[Begin]

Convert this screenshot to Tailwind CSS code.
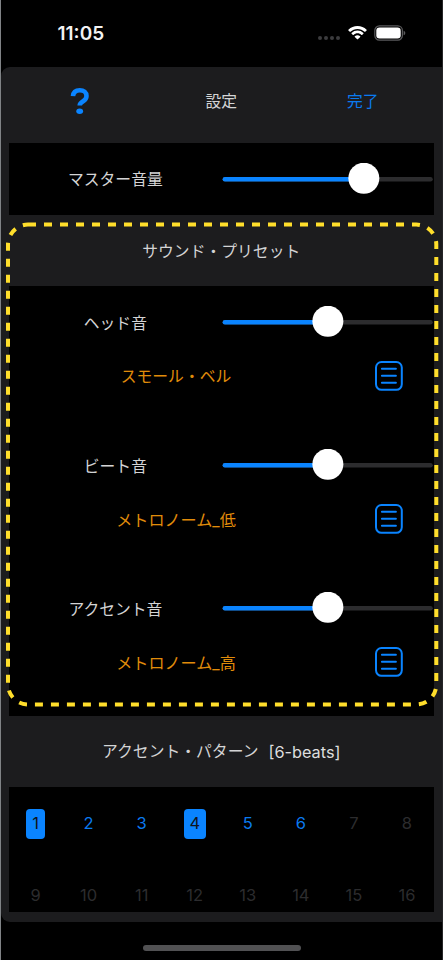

[End]
[Begin]

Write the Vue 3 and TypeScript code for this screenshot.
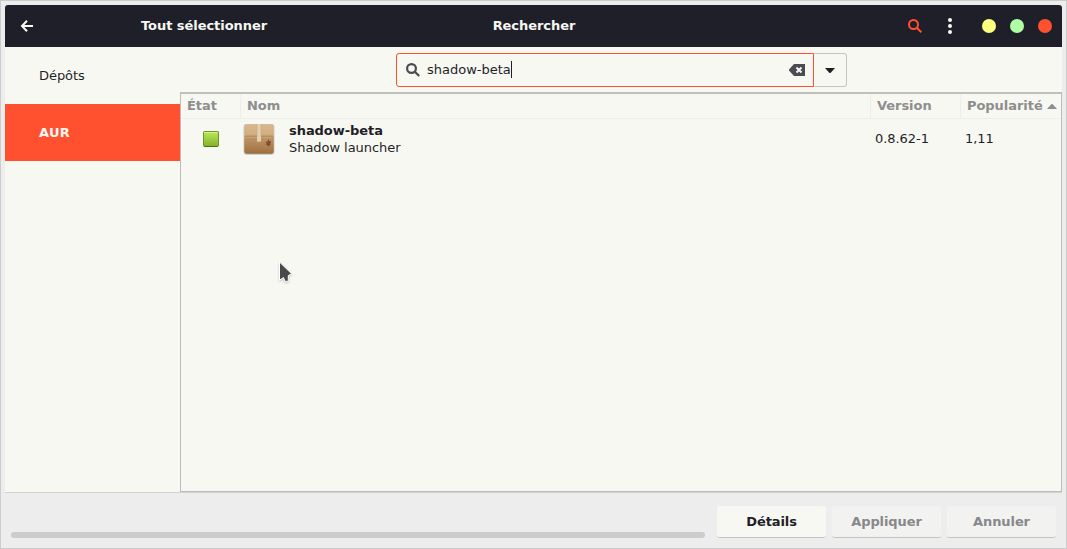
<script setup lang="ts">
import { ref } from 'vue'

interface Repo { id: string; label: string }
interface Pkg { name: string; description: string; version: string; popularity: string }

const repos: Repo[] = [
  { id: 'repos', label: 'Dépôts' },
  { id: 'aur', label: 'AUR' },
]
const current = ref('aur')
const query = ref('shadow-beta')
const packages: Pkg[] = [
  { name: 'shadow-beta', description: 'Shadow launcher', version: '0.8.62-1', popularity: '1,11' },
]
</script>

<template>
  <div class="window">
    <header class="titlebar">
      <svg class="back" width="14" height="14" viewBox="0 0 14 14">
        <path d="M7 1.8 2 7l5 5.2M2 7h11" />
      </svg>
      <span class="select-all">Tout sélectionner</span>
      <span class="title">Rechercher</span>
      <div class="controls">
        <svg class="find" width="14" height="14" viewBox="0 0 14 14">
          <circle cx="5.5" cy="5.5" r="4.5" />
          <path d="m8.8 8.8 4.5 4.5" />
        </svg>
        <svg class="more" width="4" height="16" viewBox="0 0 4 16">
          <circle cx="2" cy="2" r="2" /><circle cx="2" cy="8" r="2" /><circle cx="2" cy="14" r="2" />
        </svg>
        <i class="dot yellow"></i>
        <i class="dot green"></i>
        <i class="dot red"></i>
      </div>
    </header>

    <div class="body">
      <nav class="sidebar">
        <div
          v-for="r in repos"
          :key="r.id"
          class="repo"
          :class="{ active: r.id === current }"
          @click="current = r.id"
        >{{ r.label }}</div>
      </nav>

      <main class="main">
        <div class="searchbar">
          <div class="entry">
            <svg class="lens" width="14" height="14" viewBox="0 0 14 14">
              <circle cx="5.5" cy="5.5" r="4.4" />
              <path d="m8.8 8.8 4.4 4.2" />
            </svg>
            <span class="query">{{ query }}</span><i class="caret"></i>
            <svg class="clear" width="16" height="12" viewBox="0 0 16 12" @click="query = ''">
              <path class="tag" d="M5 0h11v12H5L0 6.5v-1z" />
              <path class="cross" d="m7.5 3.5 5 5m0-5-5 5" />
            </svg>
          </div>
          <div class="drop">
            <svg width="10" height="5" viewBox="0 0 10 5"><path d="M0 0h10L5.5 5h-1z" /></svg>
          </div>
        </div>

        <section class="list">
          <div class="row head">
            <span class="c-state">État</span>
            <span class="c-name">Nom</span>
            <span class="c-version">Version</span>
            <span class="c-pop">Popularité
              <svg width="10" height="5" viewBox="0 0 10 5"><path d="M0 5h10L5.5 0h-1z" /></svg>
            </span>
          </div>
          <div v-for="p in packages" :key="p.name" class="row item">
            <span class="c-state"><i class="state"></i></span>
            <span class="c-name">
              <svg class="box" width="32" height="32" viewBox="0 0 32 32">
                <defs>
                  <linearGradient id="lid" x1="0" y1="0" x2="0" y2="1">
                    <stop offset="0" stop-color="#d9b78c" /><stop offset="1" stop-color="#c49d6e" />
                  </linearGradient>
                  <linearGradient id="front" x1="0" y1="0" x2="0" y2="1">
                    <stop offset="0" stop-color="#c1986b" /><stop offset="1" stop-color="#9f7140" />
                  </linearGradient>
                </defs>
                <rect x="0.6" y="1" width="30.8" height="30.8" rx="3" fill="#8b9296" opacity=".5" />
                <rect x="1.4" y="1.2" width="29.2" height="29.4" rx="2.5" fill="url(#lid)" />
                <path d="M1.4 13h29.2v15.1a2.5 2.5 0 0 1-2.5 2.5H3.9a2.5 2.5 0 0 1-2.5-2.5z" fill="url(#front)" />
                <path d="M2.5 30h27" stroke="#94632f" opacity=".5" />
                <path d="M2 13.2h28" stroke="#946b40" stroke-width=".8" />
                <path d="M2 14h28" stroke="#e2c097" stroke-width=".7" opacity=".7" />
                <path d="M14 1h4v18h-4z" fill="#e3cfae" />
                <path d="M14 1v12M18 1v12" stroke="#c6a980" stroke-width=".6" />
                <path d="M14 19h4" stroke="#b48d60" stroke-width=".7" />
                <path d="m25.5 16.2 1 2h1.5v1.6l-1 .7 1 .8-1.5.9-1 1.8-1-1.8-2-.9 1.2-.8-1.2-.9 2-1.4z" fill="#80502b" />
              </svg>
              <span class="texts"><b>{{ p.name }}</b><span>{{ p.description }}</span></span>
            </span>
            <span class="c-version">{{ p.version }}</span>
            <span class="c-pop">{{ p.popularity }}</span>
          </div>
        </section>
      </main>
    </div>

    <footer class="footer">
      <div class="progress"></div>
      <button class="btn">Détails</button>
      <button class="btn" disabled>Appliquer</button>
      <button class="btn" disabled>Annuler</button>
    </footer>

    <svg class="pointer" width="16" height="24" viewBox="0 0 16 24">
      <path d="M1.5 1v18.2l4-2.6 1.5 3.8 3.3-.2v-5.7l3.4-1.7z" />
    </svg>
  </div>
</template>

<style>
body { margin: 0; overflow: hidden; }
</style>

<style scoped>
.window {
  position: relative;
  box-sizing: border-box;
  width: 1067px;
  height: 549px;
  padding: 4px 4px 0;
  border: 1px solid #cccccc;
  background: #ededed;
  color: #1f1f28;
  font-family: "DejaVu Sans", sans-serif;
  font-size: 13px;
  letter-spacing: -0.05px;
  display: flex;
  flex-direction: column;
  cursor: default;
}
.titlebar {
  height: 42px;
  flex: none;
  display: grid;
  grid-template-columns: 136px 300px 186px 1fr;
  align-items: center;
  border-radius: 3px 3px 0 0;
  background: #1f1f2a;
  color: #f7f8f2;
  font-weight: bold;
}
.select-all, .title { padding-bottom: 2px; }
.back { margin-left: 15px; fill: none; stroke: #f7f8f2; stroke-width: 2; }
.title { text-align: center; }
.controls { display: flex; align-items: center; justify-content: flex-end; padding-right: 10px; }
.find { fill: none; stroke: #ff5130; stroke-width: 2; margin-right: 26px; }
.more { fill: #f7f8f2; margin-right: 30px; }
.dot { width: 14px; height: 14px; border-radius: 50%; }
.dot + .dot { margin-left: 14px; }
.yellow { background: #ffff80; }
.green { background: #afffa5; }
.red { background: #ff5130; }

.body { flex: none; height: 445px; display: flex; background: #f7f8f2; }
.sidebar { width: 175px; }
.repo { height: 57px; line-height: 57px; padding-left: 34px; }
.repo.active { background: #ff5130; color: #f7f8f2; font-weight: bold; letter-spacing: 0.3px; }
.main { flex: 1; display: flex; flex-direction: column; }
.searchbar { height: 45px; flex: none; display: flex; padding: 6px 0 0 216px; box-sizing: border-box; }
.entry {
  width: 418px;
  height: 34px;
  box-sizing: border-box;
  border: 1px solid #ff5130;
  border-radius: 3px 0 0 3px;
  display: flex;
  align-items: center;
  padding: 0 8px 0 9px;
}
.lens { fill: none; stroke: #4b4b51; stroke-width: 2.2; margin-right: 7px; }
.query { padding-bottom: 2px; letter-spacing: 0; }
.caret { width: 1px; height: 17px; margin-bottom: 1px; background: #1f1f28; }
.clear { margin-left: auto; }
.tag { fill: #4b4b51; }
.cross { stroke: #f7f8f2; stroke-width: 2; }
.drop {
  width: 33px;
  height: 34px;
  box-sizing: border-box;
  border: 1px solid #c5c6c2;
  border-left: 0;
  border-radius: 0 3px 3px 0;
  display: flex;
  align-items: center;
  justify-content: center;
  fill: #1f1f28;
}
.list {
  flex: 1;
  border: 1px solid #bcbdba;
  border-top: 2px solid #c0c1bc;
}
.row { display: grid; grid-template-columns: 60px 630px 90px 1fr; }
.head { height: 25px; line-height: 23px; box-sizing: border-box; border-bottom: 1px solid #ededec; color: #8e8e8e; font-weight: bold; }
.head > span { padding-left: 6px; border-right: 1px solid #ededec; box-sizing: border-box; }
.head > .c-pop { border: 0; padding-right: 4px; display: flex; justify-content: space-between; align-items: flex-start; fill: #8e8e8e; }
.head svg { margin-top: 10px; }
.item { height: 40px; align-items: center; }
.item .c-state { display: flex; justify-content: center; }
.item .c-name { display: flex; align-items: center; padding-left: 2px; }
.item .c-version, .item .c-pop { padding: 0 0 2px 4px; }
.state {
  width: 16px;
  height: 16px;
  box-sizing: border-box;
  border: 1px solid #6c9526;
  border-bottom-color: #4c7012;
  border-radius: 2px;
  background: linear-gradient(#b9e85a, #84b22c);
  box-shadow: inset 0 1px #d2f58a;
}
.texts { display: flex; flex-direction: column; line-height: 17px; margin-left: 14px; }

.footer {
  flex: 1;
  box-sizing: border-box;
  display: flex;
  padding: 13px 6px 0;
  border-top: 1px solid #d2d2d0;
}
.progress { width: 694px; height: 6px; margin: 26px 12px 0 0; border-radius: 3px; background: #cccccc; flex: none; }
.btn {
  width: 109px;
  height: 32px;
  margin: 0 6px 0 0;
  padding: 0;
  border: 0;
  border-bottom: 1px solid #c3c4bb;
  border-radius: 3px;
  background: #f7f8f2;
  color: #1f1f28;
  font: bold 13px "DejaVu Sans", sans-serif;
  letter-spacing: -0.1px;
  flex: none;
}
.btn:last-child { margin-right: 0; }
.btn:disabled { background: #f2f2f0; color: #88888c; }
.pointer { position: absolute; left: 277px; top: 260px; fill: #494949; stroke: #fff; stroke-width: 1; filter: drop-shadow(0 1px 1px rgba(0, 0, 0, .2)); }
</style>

[End]
[Begin]

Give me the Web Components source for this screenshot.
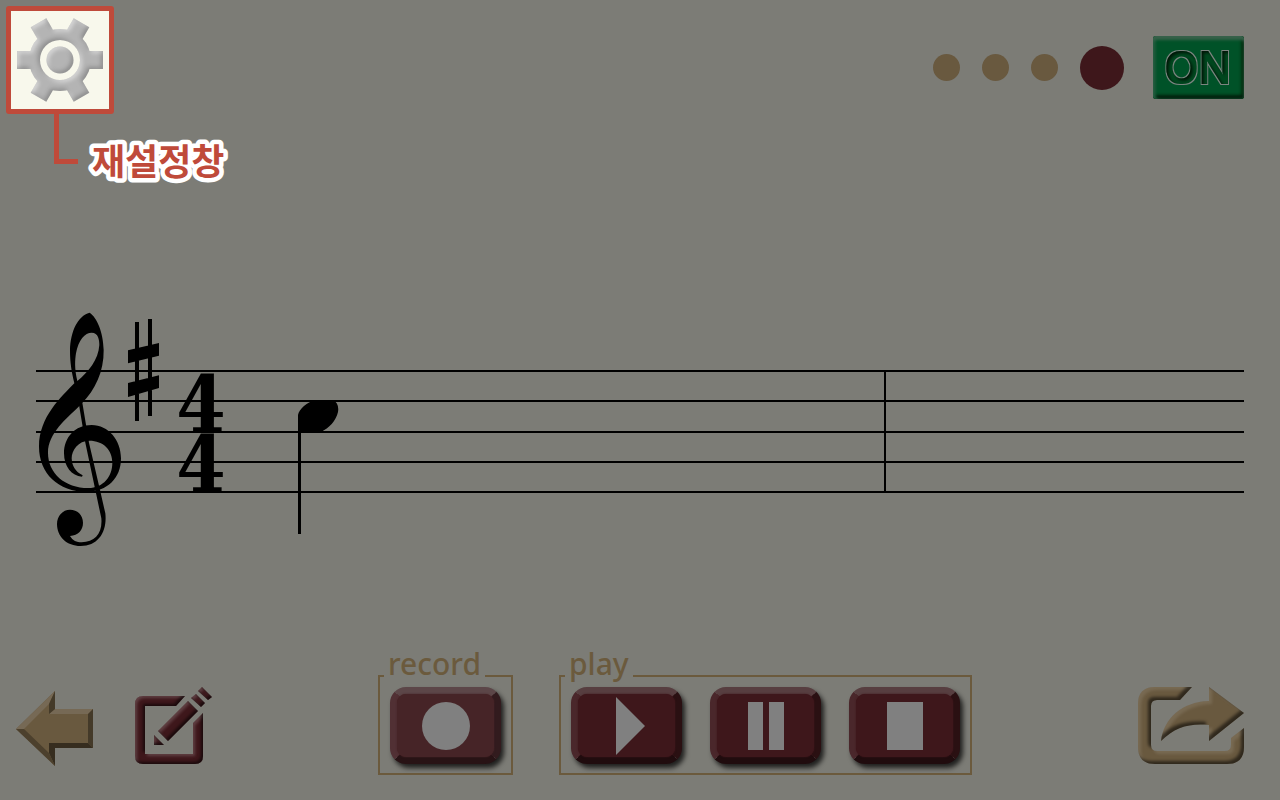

[End]

» **WRITTEN EXERCISE**: Among the records above, locate the line containing "Write the Vue" and the line containing "string; description: string;", then transcribe exactly the lines starting at the first and ending at the second, with no pictures.

» **EXPECTED ANSWER**:
Write the Vue 3 and TypeScript code for this screenshot.
<script setup lang="ts">
import { ref } from 'vue'

interface Repo { id: string; label: string }
interface Pkg { name: string; description: string; version: string; popularity: string }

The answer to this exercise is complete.